I guess it will be interesting to watch their policy when it comes to comments. Is it going to be like al-Arabyia’s ‘everything goes’ policy, or something like al-Watan’s which its editor Jamal Khashoggi recently bragged that he employs ten girls whose their sole job is to monitor comments.

But back to the redesign itself, it will be inevitable to compare it to the other English daily in the country, Saudi Gazette, which has also gone through a redesign last year.

While Saudi Gazette uses a solution developed by the local company SmartInfo, which Fouad al-Farhan recently sold, Arab News uses Escenic, a CMS developed by a Norwegian company that was also used for the website of al-Majalla. However, when compared to other regional and international newspapers, both remain pretty barebones. Nothing out of the ordinary, and nothing that really stands out.

It is very obvious that newspapers here are still approaching the web with their old mentality. Except for al-Riyadh, which has a very good team of local smart developers, none of these newspapers think of their websites as an important part of their service. None of them has an ‘online newsroom,’ and none of them think of their websites as a new medium where they can build a community where they can engage their readers in ways print cannot do.

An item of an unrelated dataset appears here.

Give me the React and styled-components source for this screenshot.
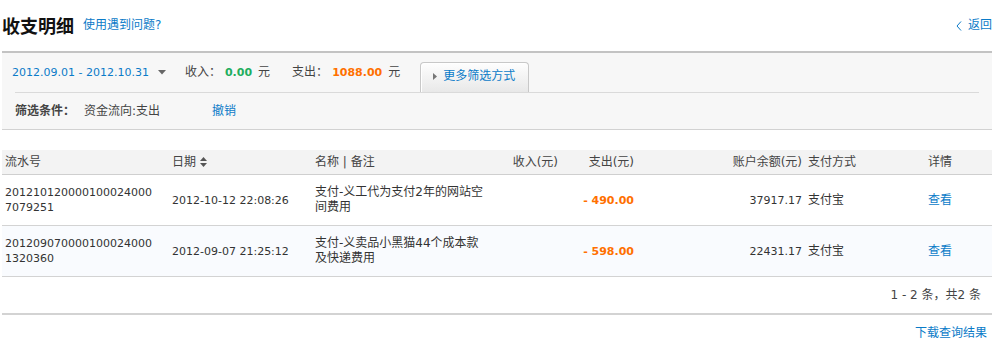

I believe that the local internet scene is still lacking on many levels, and there are many opportunities to create excellent Saudi content especially in Arabic. The attempts that we have seen so far in this field are very weak and leave much to be desired. I have been thinking about this a lot lately, and I have some ideas that I’m working on, so if you are interested please get in touch.

Back (to basics)

The past few weeks were difficult, but I’m glad they are over and behind me now. As you can see, I return with a new design (if you follow the blog using a feeds reader you may want to visit the site to check it out). The redesign is based on Sandbox, and it’s a throwback to the minimalism that inspired the look of Saudi Jeans in its first two years.

Longtime readers probably remember when I used to post a bunch of links to all kinds of stuff everyday. I kept doing something like this through the “shared items” on the right sidebar, but it was not exactly the same. As an experiment, I’m reintroducing the daily links in the main column of the blog with occasional context and/or commentary. However, these linky posts will not be open to comments initially. Based on how the experiment goes, this may or may not continue to be the case.

I’m mostly satisfied with the new design but it’s still kind of rough around the edges, so if you run into anything funny please let me know.

Facebook Friends and Colorful Circles

Fellow blogger Roba al-Assi and I have quite a few things in common: blogging, Riyadh, admiration for Andy Warhol, a passion for the interwebs and stylish geekiness… and, among other things, 17 mutual friends on Facebook.

But Roba and I never actually met in real life.

We keep talking about possible chances to meet, but these chances never seem to come. Ah well, I’m sure we will get to meet some day. Until then, I will kindly ask you to go and check out this awesome post she wrote illustrating the fascinating overlapping of her social circles online.

Cute T-shirts from Nada e-Shop

There are more female bloggers in Saudi Arabia than any other Arab country. We can probably argue over the reasons, but one of the reasons imho is that in the time that real life in the country poses many restrictions on women, the internet is offering an outlet for them where they can express themselves and show their colors to the world but also maintain a certain level of privacy and protection. Girls are not only using blogs to speak their minds, but also to showcase their talents, and even use these talents to make money. I have previously posted about iNouf’s laptop sleeves, and last week I came across another interesting example.

Welcome to Nada e-Shop, where brush + colors + t-shirt = drawn by hand, not printed artwork turned into business. Nada al-Mughaidi has graduated from the College of Education in Jubail, but her dream as a child was to become a cartoonist. She started drawing on t-shirts for her family and friends, who encouraged her to start a custom t-shirt business. In May 2008, Nada launched her blog and started taking orders. The blog also includes pages for rules, FAQs, and prices. She is based in Dammam, east of the country, but she shipping is available to any place inside and outside the Kingdom. What I really like is that every design is only produced once, so you will get a t-shirt like no other. The blog is in Arabic, but you can check out samples from Nada’s designs on her Flickr page.